Invasive Species Compendium

Detailed coverage of invasive species threatening livelihoods and the environment worldwide

Abstract

Paranasal sinusitis at the initiation of chemotherapy is a risk factor for invasive fungal disease in children and adolescents with cancer.

Abstract

Background: The impact of paranasal sinusitis on the clinical outcome of patients with cancer remains unknown. The aim of this study was to determine whether paranasal sinusitis at the initiation of chemotherapy (SAI) affects the development of infectious complications in children and adolescents with cancer.

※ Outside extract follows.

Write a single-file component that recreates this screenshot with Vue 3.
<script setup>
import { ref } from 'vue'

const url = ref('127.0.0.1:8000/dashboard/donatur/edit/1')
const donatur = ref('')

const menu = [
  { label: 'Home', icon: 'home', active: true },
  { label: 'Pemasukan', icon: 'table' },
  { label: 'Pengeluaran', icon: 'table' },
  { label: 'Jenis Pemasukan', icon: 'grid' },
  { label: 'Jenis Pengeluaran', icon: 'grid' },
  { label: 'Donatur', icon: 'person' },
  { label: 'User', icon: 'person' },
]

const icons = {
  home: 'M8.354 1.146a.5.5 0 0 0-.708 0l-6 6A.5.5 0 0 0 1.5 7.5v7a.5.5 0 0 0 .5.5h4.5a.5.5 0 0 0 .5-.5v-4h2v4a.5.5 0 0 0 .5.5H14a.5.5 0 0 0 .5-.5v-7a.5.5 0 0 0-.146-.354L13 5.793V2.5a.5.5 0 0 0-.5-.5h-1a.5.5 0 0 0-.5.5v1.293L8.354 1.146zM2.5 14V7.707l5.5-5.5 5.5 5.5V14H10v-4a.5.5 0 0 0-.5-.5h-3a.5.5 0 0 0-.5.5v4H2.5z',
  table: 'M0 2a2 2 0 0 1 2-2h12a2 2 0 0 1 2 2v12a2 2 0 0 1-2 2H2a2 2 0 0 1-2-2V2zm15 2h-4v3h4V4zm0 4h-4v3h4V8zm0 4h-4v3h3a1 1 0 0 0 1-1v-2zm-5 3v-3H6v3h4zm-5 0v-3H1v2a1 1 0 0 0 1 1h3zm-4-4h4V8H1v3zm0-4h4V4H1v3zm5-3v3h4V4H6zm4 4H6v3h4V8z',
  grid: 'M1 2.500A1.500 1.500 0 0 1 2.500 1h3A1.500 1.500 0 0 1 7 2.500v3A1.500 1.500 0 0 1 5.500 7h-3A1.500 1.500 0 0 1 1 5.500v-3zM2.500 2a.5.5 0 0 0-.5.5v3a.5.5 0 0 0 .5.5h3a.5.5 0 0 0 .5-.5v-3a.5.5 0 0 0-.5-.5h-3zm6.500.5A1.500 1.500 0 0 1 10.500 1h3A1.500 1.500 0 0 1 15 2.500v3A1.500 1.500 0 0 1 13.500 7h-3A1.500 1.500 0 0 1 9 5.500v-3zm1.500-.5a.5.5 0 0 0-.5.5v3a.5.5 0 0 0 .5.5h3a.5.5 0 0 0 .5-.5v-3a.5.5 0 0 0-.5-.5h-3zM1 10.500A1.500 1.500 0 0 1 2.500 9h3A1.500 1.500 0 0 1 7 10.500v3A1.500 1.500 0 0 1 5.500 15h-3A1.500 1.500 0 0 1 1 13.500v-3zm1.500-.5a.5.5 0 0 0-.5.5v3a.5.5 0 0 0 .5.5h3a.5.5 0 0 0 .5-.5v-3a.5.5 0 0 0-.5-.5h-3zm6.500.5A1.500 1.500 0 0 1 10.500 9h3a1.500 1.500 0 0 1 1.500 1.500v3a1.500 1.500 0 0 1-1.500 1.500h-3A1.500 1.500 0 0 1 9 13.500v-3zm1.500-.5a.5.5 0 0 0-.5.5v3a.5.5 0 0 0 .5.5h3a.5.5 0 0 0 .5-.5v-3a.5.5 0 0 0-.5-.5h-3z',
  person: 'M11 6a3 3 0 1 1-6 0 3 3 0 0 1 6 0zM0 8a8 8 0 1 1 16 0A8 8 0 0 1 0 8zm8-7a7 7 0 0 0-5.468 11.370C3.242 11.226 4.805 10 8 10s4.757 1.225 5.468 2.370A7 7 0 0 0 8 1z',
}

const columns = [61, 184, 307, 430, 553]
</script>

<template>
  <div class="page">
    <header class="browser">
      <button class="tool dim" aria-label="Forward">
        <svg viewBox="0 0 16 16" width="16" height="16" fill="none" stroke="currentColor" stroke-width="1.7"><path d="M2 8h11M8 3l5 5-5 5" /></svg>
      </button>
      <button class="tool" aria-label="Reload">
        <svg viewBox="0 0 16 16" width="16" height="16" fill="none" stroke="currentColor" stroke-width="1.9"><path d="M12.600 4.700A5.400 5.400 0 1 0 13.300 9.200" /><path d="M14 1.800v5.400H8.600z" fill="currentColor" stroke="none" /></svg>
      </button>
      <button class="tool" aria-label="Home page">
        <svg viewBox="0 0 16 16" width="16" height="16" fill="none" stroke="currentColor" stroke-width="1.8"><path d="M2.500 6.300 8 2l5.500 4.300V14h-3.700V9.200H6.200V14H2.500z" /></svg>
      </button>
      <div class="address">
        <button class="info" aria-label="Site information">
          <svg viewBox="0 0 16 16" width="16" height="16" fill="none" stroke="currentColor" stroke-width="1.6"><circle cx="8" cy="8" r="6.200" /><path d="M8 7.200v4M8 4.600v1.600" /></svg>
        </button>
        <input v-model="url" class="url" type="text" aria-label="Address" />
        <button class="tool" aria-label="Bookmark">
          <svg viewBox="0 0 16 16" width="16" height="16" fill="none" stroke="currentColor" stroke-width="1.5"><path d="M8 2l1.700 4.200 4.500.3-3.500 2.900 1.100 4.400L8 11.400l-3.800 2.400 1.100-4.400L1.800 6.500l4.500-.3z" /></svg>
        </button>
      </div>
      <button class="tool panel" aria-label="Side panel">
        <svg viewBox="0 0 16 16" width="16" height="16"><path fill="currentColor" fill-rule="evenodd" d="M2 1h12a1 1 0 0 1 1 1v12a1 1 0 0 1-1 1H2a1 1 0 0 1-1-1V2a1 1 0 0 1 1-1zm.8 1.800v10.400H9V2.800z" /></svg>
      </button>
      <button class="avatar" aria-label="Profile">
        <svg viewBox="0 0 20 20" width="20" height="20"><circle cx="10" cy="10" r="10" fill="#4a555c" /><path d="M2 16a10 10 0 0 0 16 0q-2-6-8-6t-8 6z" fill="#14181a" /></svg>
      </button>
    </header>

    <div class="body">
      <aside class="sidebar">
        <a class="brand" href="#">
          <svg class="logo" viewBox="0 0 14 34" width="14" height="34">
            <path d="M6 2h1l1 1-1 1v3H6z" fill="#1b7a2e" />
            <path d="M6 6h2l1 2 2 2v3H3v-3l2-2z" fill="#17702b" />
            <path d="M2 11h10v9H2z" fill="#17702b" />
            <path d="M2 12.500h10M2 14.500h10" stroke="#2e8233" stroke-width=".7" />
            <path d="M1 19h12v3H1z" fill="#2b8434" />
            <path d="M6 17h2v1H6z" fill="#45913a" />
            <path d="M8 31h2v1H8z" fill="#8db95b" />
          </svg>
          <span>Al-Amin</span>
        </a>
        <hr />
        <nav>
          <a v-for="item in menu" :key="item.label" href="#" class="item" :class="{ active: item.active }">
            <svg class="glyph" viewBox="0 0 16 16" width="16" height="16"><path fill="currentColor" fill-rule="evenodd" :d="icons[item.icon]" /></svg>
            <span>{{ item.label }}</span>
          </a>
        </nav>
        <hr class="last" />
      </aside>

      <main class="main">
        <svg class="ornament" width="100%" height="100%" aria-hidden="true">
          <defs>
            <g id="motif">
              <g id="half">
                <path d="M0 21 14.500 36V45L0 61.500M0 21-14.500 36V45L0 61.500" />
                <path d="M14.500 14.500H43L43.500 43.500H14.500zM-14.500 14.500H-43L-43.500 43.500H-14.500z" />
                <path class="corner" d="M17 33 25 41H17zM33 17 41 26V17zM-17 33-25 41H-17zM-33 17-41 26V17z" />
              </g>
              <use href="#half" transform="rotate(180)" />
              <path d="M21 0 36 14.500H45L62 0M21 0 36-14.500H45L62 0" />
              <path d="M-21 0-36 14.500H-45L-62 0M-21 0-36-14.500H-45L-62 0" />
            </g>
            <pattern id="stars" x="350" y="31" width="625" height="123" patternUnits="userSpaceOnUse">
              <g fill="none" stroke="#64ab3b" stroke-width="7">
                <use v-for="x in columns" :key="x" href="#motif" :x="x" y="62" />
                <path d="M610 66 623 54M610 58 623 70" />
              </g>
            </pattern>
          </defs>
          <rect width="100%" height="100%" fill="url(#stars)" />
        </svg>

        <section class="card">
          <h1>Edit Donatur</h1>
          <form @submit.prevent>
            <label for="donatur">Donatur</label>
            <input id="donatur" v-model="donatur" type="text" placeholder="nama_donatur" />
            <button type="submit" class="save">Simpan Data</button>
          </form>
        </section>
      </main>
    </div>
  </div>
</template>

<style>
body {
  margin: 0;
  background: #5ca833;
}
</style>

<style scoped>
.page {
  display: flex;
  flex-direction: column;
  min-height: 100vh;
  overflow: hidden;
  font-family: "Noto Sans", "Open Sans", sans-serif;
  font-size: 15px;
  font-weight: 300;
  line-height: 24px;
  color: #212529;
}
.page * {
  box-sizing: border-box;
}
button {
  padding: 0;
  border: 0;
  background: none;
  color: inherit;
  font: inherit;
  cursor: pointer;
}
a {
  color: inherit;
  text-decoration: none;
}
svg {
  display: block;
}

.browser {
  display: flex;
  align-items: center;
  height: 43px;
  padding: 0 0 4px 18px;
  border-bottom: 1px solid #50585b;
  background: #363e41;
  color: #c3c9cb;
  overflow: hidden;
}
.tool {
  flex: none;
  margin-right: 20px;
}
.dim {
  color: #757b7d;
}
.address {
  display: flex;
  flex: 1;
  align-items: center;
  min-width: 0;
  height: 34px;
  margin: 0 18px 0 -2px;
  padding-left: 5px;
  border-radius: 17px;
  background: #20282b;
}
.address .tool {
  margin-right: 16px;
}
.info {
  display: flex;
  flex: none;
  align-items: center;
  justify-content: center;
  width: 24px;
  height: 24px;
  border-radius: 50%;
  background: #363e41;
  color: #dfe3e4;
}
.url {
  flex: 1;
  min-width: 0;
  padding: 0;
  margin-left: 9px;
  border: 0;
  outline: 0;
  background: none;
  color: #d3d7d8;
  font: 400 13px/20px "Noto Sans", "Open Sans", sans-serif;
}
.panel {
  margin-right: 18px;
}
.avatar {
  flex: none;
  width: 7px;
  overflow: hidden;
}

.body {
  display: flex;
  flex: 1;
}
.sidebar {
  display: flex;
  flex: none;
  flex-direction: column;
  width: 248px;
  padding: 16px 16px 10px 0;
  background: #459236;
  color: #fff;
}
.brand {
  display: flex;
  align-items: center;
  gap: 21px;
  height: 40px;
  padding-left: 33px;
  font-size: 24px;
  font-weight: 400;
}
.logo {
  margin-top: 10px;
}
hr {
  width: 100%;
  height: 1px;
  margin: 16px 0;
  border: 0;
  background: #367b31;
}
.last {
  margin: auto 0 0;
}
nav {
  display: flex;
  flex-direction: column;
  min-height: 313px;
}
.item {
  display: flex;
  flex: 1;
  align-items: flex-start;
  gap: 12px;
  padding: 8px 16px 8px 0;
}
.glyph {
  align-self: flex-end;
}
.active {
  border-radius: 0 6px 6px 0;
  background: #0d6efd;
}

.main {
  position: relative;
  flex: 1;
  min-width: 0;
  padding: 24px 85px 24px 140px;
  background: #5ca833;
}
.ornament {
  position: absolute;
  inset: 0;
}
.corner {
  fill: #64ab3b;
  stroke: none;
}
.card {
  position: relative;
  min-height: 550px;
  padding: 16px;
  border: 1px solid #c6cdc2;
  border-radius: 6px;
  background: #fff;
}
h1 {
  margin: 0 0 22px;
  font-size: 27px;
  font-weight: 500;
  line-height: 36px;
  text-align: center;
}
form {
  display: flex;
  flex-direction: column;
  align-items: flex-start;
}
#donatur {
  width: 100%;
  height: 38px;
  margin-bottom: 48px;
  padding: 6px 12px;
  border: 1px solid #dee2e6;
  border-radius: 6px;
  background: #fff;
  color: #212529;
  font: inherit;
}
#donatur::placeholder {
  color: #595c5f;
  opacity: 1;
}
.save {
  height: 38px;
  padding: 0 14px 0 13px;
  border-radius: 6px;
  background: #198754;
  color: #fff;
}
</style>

Methods: A retrospective cohort analysis of patients aged 0-20 years with cancer who received chemotherapy was performed. SAI was defined as the presence of a fluid level or mucosal swelling or total opacity on sinus computed tomography examination before the initiation of chemotherapy. The primary outcome measures were the incidence of bacteremia, septic shock, and invasive fungal disease (IFD, including proven, probable, and possible cases). Results: SAI was observed in 57 (44%) of 130 enrolled patients. There were no significant differences in age, sex, and disease distribution between the patients with SAI (SAI group) and those without (non-SAI group). There was no significant difference in the 1-year cumulative incidence of bacteremia or septic shock after treatment initiation between the two groups (bacteremia, SAI group 33% vs. non-SAI group 35%, P=0.53; septic shock, SAI group 4% vs. non-SAI group 4%, P=0.87). The 1-year cumulative incidence of IFD was higher in the SAI group than in the non-SAI group (22% vs. 6%, P=0.012). Cumulative incidence analysis after inverse probability of treatment weighting adjustment showed that the SAI group was more likely to develop IFD (HR: 3.5, 95% CI: 1.1-11.2, P=0.033). Conclusions: Our findings suggest that patients with SAI may be at higher risk for IFD during chemotherapy.